Configuration Reference¶
Formatter Mode¶
Controls how retrieved memories are formatted for the prompt:
| Mode | Style |
|---|---|
| Shadow | Prose-register context with "do not recite" instructions (default) |
| Attributed | Each memory labeled with source and salience |
| Clinical | Bullet-point factual summaries |
| Minimal | Raw content, minimal formatting |
Decay Settings¶
Memories lose relevance over time through a decay function:
| Setting | Description |
|---|---|
| Half-Life (turns) | After this many messages, a memory's recency score halves |
| Reinforcement Weight | How much retrieval boosts a memory's score (prevents useful memories from decaying) |
| Core Memory Threshold | Salience score above which a memory becomes a protected "core memory" |
| Core Memory Flags | Narrative flags that automatically mark a memory as core (e.g., death, promise) |
Entity Pruning¶
Keeps the entity graph bounded:
| Setting | Description |
|---|---|
| Enabled | Toggle automatic pruning |
| Stale After (messages) | Entities not seen for this many messages get archived |
| Min Confidence | Minimum extraction confidence to create new entities |
Protected Terms¶
The entity whitelist lets you specify proper nouns that should always be recognized as entities, even if they look like common words.

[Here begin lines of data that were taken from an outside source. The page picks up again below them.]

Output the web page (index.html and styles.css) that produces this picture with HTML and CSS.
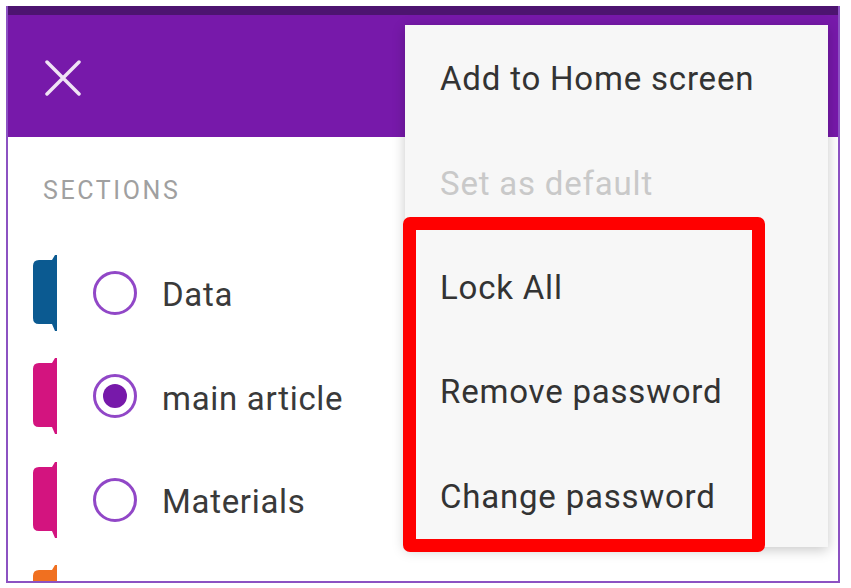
FILE: index.html
```html
<!DOCTYPE html>
<html>
<head>
<meta charset="utf-8">
<link rel="stylesheet" href="styles.css">
</head>
<body>
<div class="frame">
  <header class="appbar">
    <svg class="close" width="36" height="36" viewBox="0 0 36 36"><path d="M2 2 L34 34 M34 2 L2 34" stroke="#efe3f5" stroke-width="3.5" stroke-linecap="round"/></svg>
  </header>
  <div class="sidebar">
    <div class="label">SECTIONS</div>
    <div class="row">
      <svg class="tab" width="25" height="76" viewBox="0 0 25 76"><path d="M7 5 H20 L23 0 H25 V76 H23 L20 69 H7 Q1 69 1 63 V11 Q1 5 7 5 Z" fill="#0b5a91"/></svg>
      <span class="radio"></span>
      <span class="name">Data</span>
    </div>
    <div class="row">
      <svg class="tab" width="25" height="76" viewBox="0 0 25 76"><path d="M7 5 H20 L23 0 H25 V76 H23 L20 69 H7 Q1 69 1 63 V11 Q1 5 7 5 Z" fill="#d3147f"/></svg>
      <span class="radio on"></span>
      <span class="name">main article</span>
    </div>
    <div class="row">
      <svg class="tab" width="25" height="76" viewBox="0 0 25 76"><path d="M7 5 H20 L23 0 H25 V76 H23 L20 69 H7 Q1 69 1 63 V11 Q1 5 7 5 Z" fill="#d3147f"/></svg>
      <span class="radio"></span>
      <span class="name">Materials</span>
    </div>
    <div class="row">
      <svg class="tab" width="25" height="76" viewBox="0 0 25 76"><path d="M7 5 H20 L23 0 H25 V76 H23 L20 69 H7 Q1 69 1 63 V11 Q1 5 7 5 Z" fill="#f07020"/></svg>
    </div>
  </div>
  <div class="menu">
    <div class="item">Add to Home screen</div>
    <div class="item disabled">Set as default</div>
    <div class="item">Lock All</div>
    <div class="item">Remove password</div>
    <div class="item">Change password</div>
  </div>
  <div class="highlight"></div>
</div>
</body>
</html>
```
FILE: styles.css
```css
html, body {
  margin: 0;
  padding: 0;
  background: #ffffff;
}
body {
  font-family: Roboto, "Liberation Sans", sans-serif;
}
.frame {
  position: relative;
  box-sizing: border-box;
  margin: 6px 0 0 6px;
  width: 834px;
  height: 577px;
  border: 2px solid #8c52c2;
  border-top: 0;
  overflow: hidden;
  background: #fff;
}
.appbar {
  box-sizing: border-box;
  height: 131px;
  border-top: 9px solid #4d1470;
  background: #7719aa;
  display: flex;
  align-items: flex-start;
  padding: 45px 0 0 37px;
}
.close {
  display: block;
}
.sidebar {
  padding-left: 24px;
}
.label {
  height: 104px;
  display: flex;
  align-items: center;
  padding-left: 11px;
  padding-top: 2px;
  box-sizing: border-box;
  font-size: 25px;
  letter-spacing: 2.6px;
  color: #a0a0a0;
}
.row {
  height: 103.5px;
  display: flex;
  align-items: center;
}
.tab {
  display: block;
  flex: none;
}
.radio {
  box-sizing: border-box;
  width: 44px;
  height: 44px;
  border: 3px solid #9147c7;
  border-radius: 50%;
  margin-left: 36px;
  margin-right: 25px;
  display: flex;
  align-items: center;
  justify-content: center;
  flex: none;
}
.radio.on::after {
  content: "";
  width: 24px;
  height: 24px;
  border-radius: 50%;
  background: #7719aa;
}
.name {
  font-size: 33px;
  letter-spacing: 0.7px;
  color: #3a3a3a;
  padding-top: 4px;
}
.menu {
  position: absolute;
  left: 397px;
  top: 19px;
  width: 423px;
  height: 522px;
  background: #f7f7f7;
  box-shadow: 0 3px 12px rgba(0, 0, 0, 0.22);
  display: flex;
  flex-direction: column;
}
.item {
  box-sizing: border-box;
  height: 104.4px;
  display: flex;
  align-items: center;
  padding-left: 35px;
  padding-top: 3px;
  font-size: 33px;
  letter-spacing: 0.8px;
  color: #333;
}
.item.disabled {
  color: #c9c9c9;
}
.highlight {
  position: absolute;
  left: 395px;
  top: 211px;
  width: 362px;
  height: 335px;
  box-sizing: border-box;
  border: 13px solid #ff0000;
  border-radius: 7px;
}
```
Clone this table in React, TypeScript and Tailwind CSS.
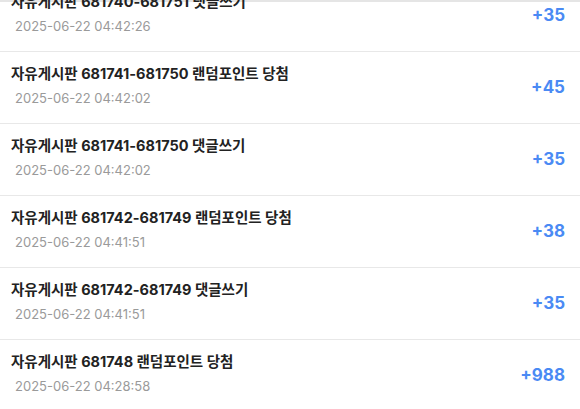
import React from 'react';

interface PointLog {
  title: string;
  date: string;
  amount: number;
}

const logs: PointLog[] = [
  { title: '자유게시판 681740-681751 댓글쓰기', date: '2025-06-22 04:42:26', amount: 35 },
  { title: '자유게시판 681741-681750 랜덤포인트 당첨', date: '2025-06-22 04:42:02', amount: 45 },
  { title: '자유게시판 681741-681750 댓글쓰기', date: '2025-06-22 04:42:02', amount: 35 },
  { title: '자유게시판 681742-681749 랜덤포인트 당첨', date: '2025-06-22 04:41:51', amount: 38 },
  { title: '자유게시판 681742-681749 댓글쓰기', date: '2025-06-22 04:41:51', amount: 35 },
  { title: '자유게시판 681748 랜덤포인트 당첨', date: '2025-06-22 04:28:58', amount: 988 },
];

export default function App() {
  return (
    <div
      className="relative h-[409px] w-[580px] overflow-hidden bg-white"
      style={{ fontFamily: 'Inter, "Noto Sans CJK KR", sans-serif' }}
    >
      {/* top edge line of the scroll area */}
      <div className="absolute left-0 right-0 top-0 h-[2px] bg-[#e5e5e5]" />
      <ul className="-mt-[20px]">
        {logs.map((log, i) => (
          <li
            key={i}
            className="relative flex h-[72px] items-center justify-between border-b border-[#e8e8e8] pl-[11px] pr-[15px]"
          >
            <div className="flex flex-col pb-[3px]">
              <span className="text-[14.5px] font-bold leading-[20px] text-[#222222]">{log.title}</span>
              <span className="mt-[4px] pl-[4px] text-[13px] leading-[20px] text-[#9a9a9a]">{log.date}</span>
            </div>
            <span className="text-[17px] font-bold text-[#4a8af4]">+{log.amount}</span>
          </li>
        ))}
      </ul>
    </div>
  );
}
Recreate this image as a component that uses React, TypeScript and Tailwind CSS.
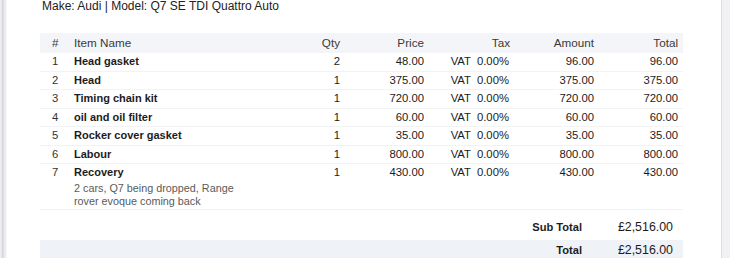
import React from "react";

const rows = [
  { n: 1, name: "Head gasket", qty: 2, price: "48.00", amount: "96.00", total: "96.00" },
  { n: 2, name: "Head", qty: 1, price: "375.00", amount: "375.00", total: "375.00" },
  { n: 3, name: "Timing chain kit", qty: 1, price: "720.00", amount: "720.00", total: "720.00" },
  { n: 4, name: "oil and oil filter", qty: 1, price: "60.00", amount: "60.00", total: "60.00" },
  { n: 5, name: "Rocker cover gasket", qty: 1, price: "35.00", amount: "35.00", total: "35.00" },
  { n: 6, name: "Labour", qty: 1, price: "800.00", amount: "800.00", total: "800.00" },
  {
    n: 7,
    name: "Recovery",
    qty: 1,
    price: "430.00",
    amount: "430.00",
    total: "430.00",
    desc: "2 cars, Q7 being dropped, Range rover evoque coming back",
  },
];

export default function App() {
  return (
    <div
      className="flex h-[258px] w-[730px] overflow-hidden bg-white text-[#1c1c1c]"
      style={{ fontFamily: '"Liberation Sans", Arial, sans-serif' }}
    >
      <div className="flex h-full w-[7px] shrink-0">
        <div className="w-[2px] bg-[#ececef]" />
        <div className="w-[1px] bg-[#d6d6da]" />
        <div className="w-[1px] bg-[#dedee2]" />
        <div className="w-[2px] bg-[#ececef]" />
        <div className="w-[1px] bg-[#f6f6f8]" />
      </div>

      <div className="flex-1 pl-[33px]">
        <div className="-mt-px pl-[2px] text-[12px] leading-[14px] text-[#222]">
          Make: Audi | Model: Q7 SE TDI Quattro Auto
        </div>

        <div className="mt-[20px] w-[643px]">
          <div className="flex h-[20px] items-center bg-[#f3f5f8] pb-px text-[11.7px] text-[#3a3a3a]">
            <div className="w-[34px] shrink-0 pl-[12px]">#</div>
            <div className="w-[226px] shrink-0">Item Name</div>
            <div className="w-[40px] shrink-0 text-right">Qty</div>
            <div className="w-[84px] shrink-0 text-right">Price</div>
            <div className="w-[86px] shrink-0 text-right">Tax</div>
            <div className="w-[84px] shrink-0 text-right">Amount</div>
            <div className="w-[84px] shrink-0 text-right">Total</div>
          </div>

          {rows.map((r) => (
            <div
              key={r.n}
              className="flex border-b border-[#f2f3f5] text-[11.3px] leading-[17.5px] text-[#1c1c1c]"
            >
              <div className="w-[34px] shrink-0 pl-[12px] text-[#333]">{r.n}</div>
              <div className="w-[226px] shrink-0">
                <div className="text-[11px] font-bold">{r.name}</div>
                {r.desc && (
                  <div className="w-[168px] text-[10.8px] leading-[13.5px] text-[#5a5a5a]">{r.desc}</div>
                )}
              </div>
              <div className="w-[40px] shrink-0 text-right">{r.qty}</div>
              <div className="w-[84px] shrink-0 text-right">{r.price}</div>
              <div className="flex w-[86px] shrink-0 justify-end gap-[6px] pr-[1px]">
                <span>VAT</span>
                <span>0.00%</span>
              </div>
              <div className="w-[84px] shrink-0 text-right">{r.amount}</div>
              <div className="w-[84px] shrink-0 text-right">{r.total}</div>
            </div>
          ))}

          <div className="mt-[8px] flex h-[20px] items-center">
            <div className="flex-1 text-right text-[11.1px] font-bold">Sub Total</div>
            <div className="w-[91px] shrink-0 text-right text-[12.4px]">£2,516.00</div>
            <div className="w-[10px] shrink-0" />
          </div>
          <div className="mt-[2px] flex h-[22px] items-center bg-[#eff2f6]">
            <div className="flex-1 text-right text-[11.1px] font-bold">Total</div>
            <div className="w-[91px] shrink-0 text-right text-[12.4px]">£2,516.00</div>
            <div className="w-[10px] shrink-0" />
          </div>
        </div>
      </div>

      <div className="h-full w-[9px] shrink-0 border-l border-[#dedee1] bg-[#f1f1f3]" />
    </div>
  );
}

Useful for fantasy names that might be filtered out.
Tips¶
Rebuild after changing settings
If you change chunking parameters or enable the sidecar, click Rebuild to reprocess all chunks. The cortex detects stale data automatically on the next generation, but a manual rebuild ensures immediate freshness.
Delete bad entities early
If you spot an incorrectly extracted entity (like a common word being tracked as a character), delete it from the Memory panel. This prevents it from accumulating relationships and facts that pollute the graph.
Pair with Loom Summary
The cortex excels at granular recall (specific moments, entity facts, relationships). Loom Summary provides a structured overview of the whole story. Use both for comprehensive long-term coherence.
Sidecar model selection
For the sidecar, prioritize speed and cost over creativity. Models like Gemini Flash, Haiku, or GPT-4o-mini work well — the sidecar does structured extraction, not creative writing.
Check the Stats tab
The Stats tab shows whether salience records are sourced from "heuristic" or "sidecar". After a rebuild with a sidecar configured, you should see "sidecar" entries. If everything still shows "heuristic", check that your sidecar connection is configured correctly.